You're a math major right? Help a kid out if you can. What I did: go through the schedule of a given team (we'll go with the Vols), and assign to each game a probability of winning. What I want to do with that: using the numbers I just came up with, figure out the chances that the team ends up winning [X] number of games. If we're talking the Vols, I might be looking to see what their chances of winning 8 games are, and if they're more likely (again, given my numbers) to win 6 games or 7 games. That's it. I feel like this shouldn't be terribly hard, but I have absolutely no idea how to do it.
This post made me look up to confirm, but it is cue. Might have been thinking of queue. So far as I can tell, there is no English "que"
Not a math guy, but I think you multiply them together. The problem is you will get tiny, tiny numbers as you are not just calculating the number of wins, but rather the chances of winning all of the games. Which isn't what you are asking so this isn't really much help. What may be more help is to look into something called Bayesian probability. That is going to get you where you want to go, but the journey will be boring and the results, while what you want, will likely not have the rigor or value you would expect (I distrust many applications of Bayesian logic and probability).
I feel like there is a decent chance Tenny is some sort of crime boss akin to those portrayed on Justified that sort of hide in plain sight, so I wouldn't say it like that.
That doesn't answer my question. I can do that and come up with a number. But that doesn't tell me the likelihood of different numbers, which is what I want to know.
If you multiply them together you get the likelihood of every event taking place. I don't want that. I know the odds of UT going 12-0 are roughly the same as the odds of me having unprotected sex with Emma Watson live on national television. I want to find out the chances of 6 wins, 7 wins, 8 wins, etc. I have looked into Bayesian Probability, and a few other concepts I don't quite understand, and, well, I don't quite understand them. The closest I've come is Binomial distribution, but that requires that each event have the same probabilit, and so it does me no good.
then play it safe and don't correct him at all. there is no telling what all he's done to nyy with a cue.
The simplest way is the sum of the probabilities divided by the number of events. If you want to do something more, do a Z score and compare to the z value for a 95 or 99 Percent distribution. But you'll need to define a mean number of wins.

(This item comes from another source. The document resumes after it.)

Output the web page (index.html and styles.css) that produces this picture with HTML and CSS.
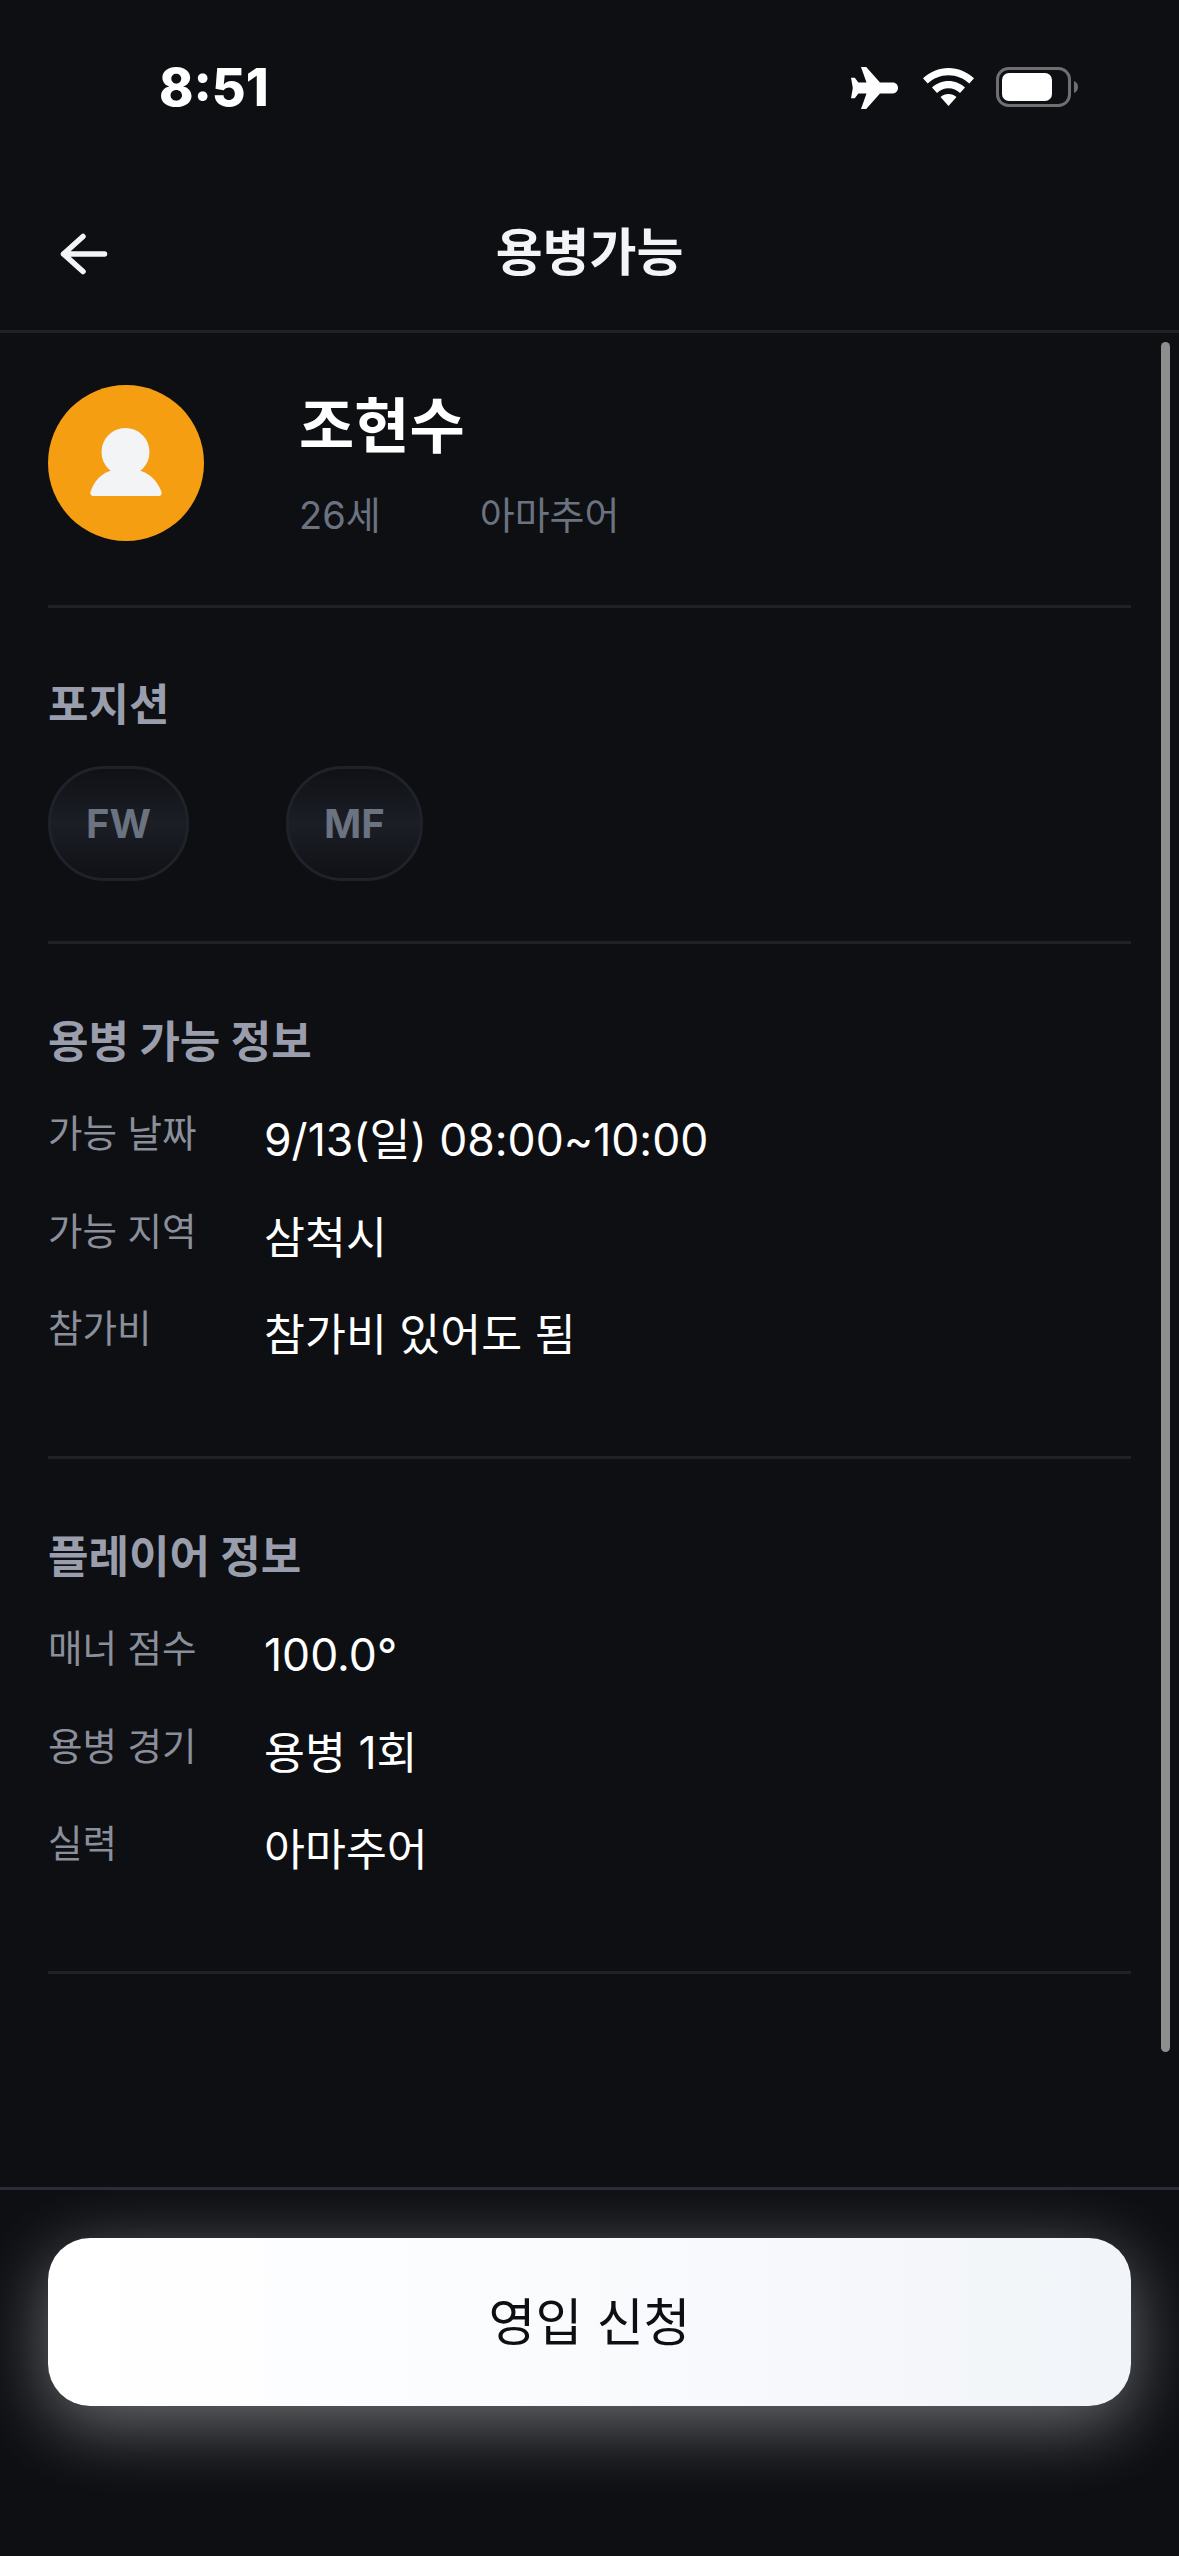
FILE: index.html
```html
<!DOCTYPE html>
<html lang="ko">
<head>
<meta charset="utf-8">
<title>용병가능</title>
<link rel="stylesheet" href="styles.css">
</head>
<body>
<div class="page">
  <div class="statusbar">
    <span class="time">8:51</span>
    <div class="status-icons">
      <svg class="ic-plane" viewBox="0 0 47 42"><path fill="#fff" d="M10 0h5.200L29 15.600h13c2.700 0 5 2.400 5 5.400s-2.300 5.400-5 5.400H29L15.200 42H10l5.500-15.600H7.400l-3.600 4.800H0l1.800-10.200L0 10.800h3.800l3.600 4.800h8.100z"/></svg>
      <svg class="ic-wifi" viewBox="0 0 51 38"><path fill="#fff" d="M25.500 0C35 0 44 3.800 51 10.200l-4.700 5.200C40.700 10.300 33.300 7.200 25.500 7.200S10.300 10.300 4.700 15.400L0 10.200C7 3.800 16 0 25.500 0zM25.500 13c6.200 0 12.100 2.400 16.500 6.500l-5 5.400c-3.100-2.900-7.200-4.600-11.500-4.600S17.100 22 14 24.900l-5-5.400C13.400 15.400 19.300 13 25.500 13zM25.500 26c3 0 5.800 1.100 8 3.100L25.500 38l-8-8.900c2.200-2 5-3.100 8-3.100z"/></svg>
      <svg class="ic-batt" viewBox="0 0 83 40"><rect x="1.500" y="1.500" width="72" height="37" rx="11" fill="none" stroke="#6f6f72" stroke-width="3"/><rect x="6" y="6" width="50" height="28" rx="7" fill="#fff"/><path fill="#6f6f72" d="M78 14c2.500 1 4 3.300 4 6s-1.500 5-4 6z"/></svg>
    </div>
  </div>

  <header class="header">
    <svg class="ic-back" viewBox="0 0 48 42"><path fill="none" stroke="#f3f4f6" stroke-width="5.500" stroke-linecap="round" stroke-linejoin="round" d="M23 3.500 3.500 21 23 38.500M3.500 21h41"/></svg>
    <h1 class="title">용병가능</h1>
  </header>

  <main class="content">
    <section class="profile">
      <div class="avatar">
        <svg class="ic-person" viewBox="0 0 72 68"><circle cx="35.500" cy="24" r="24" fill="#f3f4f6"/><path fill="#f3f4f6" d="M20 43c-9 3-16 10-19.500 21-.6 2 .5 4 2.500 4h66c2 0 3-2 2.500-4C67.500 53 60 46 51 43z"/></svg>
      </div>
      <div class="who">
        <div class="name">조현수</div>
        <div class="meta"><span>26세</span><span>아마추어</span></div>
      </div>
    </section>

    <section class="sec sec-pos">
      <h2 class="sec-title">포지션</h2>
      <div class="chips">
        <span class="chip">FW</span>
        <span class="chip">MF</span>
      </div>
    </section>

    <section class="sec sec-info">
      <h2 class="sec-title">용병 가능 정보</h2>
      <dl class="rows">
        <div class="row"><dt>가능 날짜</dt><dd>9/13(일) 08:00~10:00</dd></div>
        <div class="row"><dt>가능 지역</dt><dd>삼척시</dd></div>
        <div class="row"><dt>참가비</dt><dd>참가비 있어도 됨</dd></div>
      </dl>
    </section>

    <section class="sec sec-info">
      <h2 class="sec-title">플레이어 정보</h2>
      <dl class="rows">
        <div class="row"><dt>매너 점수</dt><dd>100.0°</dd></div>
        <div class="row"><dt>용병 경기</dt><dd>용병 1회</dd></div>
        <div class="row"><dt>실력</dt><dd>아마추어</dd></div>
      </dl>
    </section>
  </main>

  <div class="scrollbar"></div>

  <footer class="footer">
    <button class="cta">영입 신청</button>
  </footer>
</div>
</body>
</html>
```
FILE: styles.css
```css
* { box-sizing: border-box; margin: 0; padding: 0; }
html, body { width: 1179px; height: 2556px; background: #0d0f13; overflow: hidden; }
body { font-family: Inter, "Noto Sans CJK KR", "Noto Sans", sans-serif; color: #fff; }
.page { position: relative; width: 1179px; height: 2556px; display: flex; flex-direction: column; background: #0d0f13; }

.statusbar { height: 170px; flex: none; display: flex; justify-content: space-between; align-items: flex-start; padding: 60px 100px 0 159px; }
.time { font-size: 52px; line-height: 56px; font-weight: 800; letter-spacing: 0; }
.status-icons { display: flex; align-items: flex-start; padding-top: 7px; }
.ic-plane { width: 47px; height: 42px; margin-left: 0; }
.ic-wifi { width: 51px; height: 38px; margin-left: 25px; margin-top: 1px; }
.ic-batt { width: 83px; height: 40px; margin-left: 22px; }

.header { height: 163px; flex: none; display: flex; align-items: center; justify-content: center; position: relative; border-bottom: 3px solid #1f2126; }
.ic-back { position: absolute; left: 60px; top: 63px; width: 48px; height: 42px; }
.title { font-size: 51px; line-height: 60px; font-weight: 700; color: #f3f4f6; margin-top: 6px; }

.content { flex: 1; padding: 0 48px; min-height: 0; }
.profile { display: flex; align-items: flex-start; padding: 52px 0 65px; border-bottom: 3px solid #1f2126; height: 275px; }
.avatar { width: 156px; height: 156px; border-radius: 50%; background: #f59e11; display: flex; align-items: center; justify-content: center; flex: none; }
.ic-person { width: 72px; height: 68px; margin-top: -2px; }
.who { margin-left: 95px; }
.name { font-size: 60px; line-height: 76px; font-weight: 700; letter-spacing: 0; margin-top: 3px; }
.meta { display: flex; gap: 99px; font-size: 38px; line-height: 50px; color: #6b7280; margin-top: 26px; }

.sec { border-bottom: 3px solid #1f2126; }
.sec-pos { height: 336px; padding-top: 68px; }
.sec-info { height: 515px; padding-top: 69px; }
.sec-title { font-size: 44px; line-height: 58px; font-weight: 700; color: #9a9eac; }
.chips { display: flex; gap: 97px; margin-top: 32px; }
.chip { height: 115px; padding: 0 35px; border-radius: 57px; border: 3px solid #1f2228; background: linear-gradient(180deg, #0f1116 0%, #1b1e25 50%, #0f1116 100%); display: flex; align-items: center; justify-content: center; font-size: 40px; font-weight: 700; color: #6b7280; }

.rows { margin-top: 38px; }
.row { display: flex; height: 97.500px; align-items: flex-start; }
.row dt { width: 216px; flex: none; font-size: 37.500px; line-height: 50px; color: #8b8f9b; }
.row dd { font-size: 44.500px; line-height: 60px; color: #fff; margin-top: 1px; }

.scrollbar { position: absolute; left: 1161px; top: 342px; width: 9px; height: 1710px; border-radius: 5px; background: #8e8e8e; }

.footer { height: 369px; flex: none; overflow: hidden; border-top: 3px solid #2a2d36; padding: 48px 48px 0; }
.cta { display: block; width: 100%; height: 168px; border: 0; border-radius: 42px; padding-bottom: 6px; background: linear-gradient(90deg, #ffffff 0%, #fbfcfe 40%, #f1f4f8 100%); box-shadow: 0 18px 72px rgba(255,255,255,.4); font-family: inherit; font-size: 51px; font-weight: 400; color: #0d0f13; }
```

Just talked to a friend who is pretty good with these such things, and he said Bayes Theorem is the way to do it. So, I guess I'm just gonna have to go and do some learning about this Bayes fella.

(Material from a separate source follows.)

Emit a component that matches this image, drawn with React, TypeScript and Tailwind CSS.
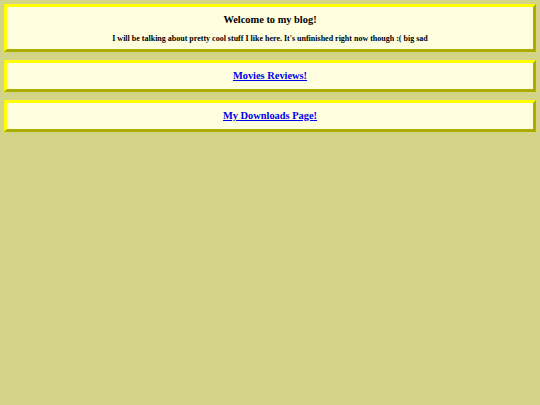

Like I said, you won't like what you find. The results will be what you want, but you will realize that in the end it is just a reflection of your own assumptions. Which is fine for this sort of use, but disturbing how it gets applied in the natural sciences sometimes.
Can you elaborate a little bit more. Simple example with 5 games. Game 1: .40 Game 2: .15 Game 3: .95 Game 4: .35 Game 5: .50 Sum: 2.35 So when you say divide by number of events, you can't possibly be referring to the number of events for which i'm trying to get an accompanying percentage, because that wouldn't work here. For example: 2.35/3 = .78. And clearly, given the listed percentages, there isn't a 78% chance of winning three games. So obviously you are saying divide by the total number of games. Here: 2.35/5 = .47 So from there can I go back and just assign a .47 to each game and then use the binomial theorem? Because that actually doesn't sound like a terrible idea.
n is the number of events. Not the ones you want to occur, but the total, so the 2.35/5 = .47 is the way I meant.
Droski, are you just pulling terms from a wikipedia article and writing sentences that include them? [video=youtube;gId6nrMDmUU]http://www.youtube.com/watch?v=gId6nrMDmUU[/video]
If I then use the binomial theorem to compute what I need, are my numbers going to be correct? In other words, for multiple independent events with differeing probabilities for each event, it's okay to just find the mean probability, assign it as the probability for each event, and proceed accordingly? That almost seems too easy.
Believe it or not I've taken both econometrics and statistics, and have a cfa charter (which involves a crapload of probability). I don't remember everything though.
No, I would, if you had an average, use a z score. They are used frequently in writing a warranty, which is kinda similar to what you are looking for. For example, if a hair dryer has a mean life of 4 years, and a standard deviation of a year, a z score can be calculated to determine the probability of a dryer failing at 5 years. Or 6 years. And then based on that, the warranty period can be determined. If you find that 85% of your dryers fail by 5 years, and it would be detrimental to replace that many dryers, you set the warranty at 4 years. Or 3. Whatever you feel best, and whatever the market can bear.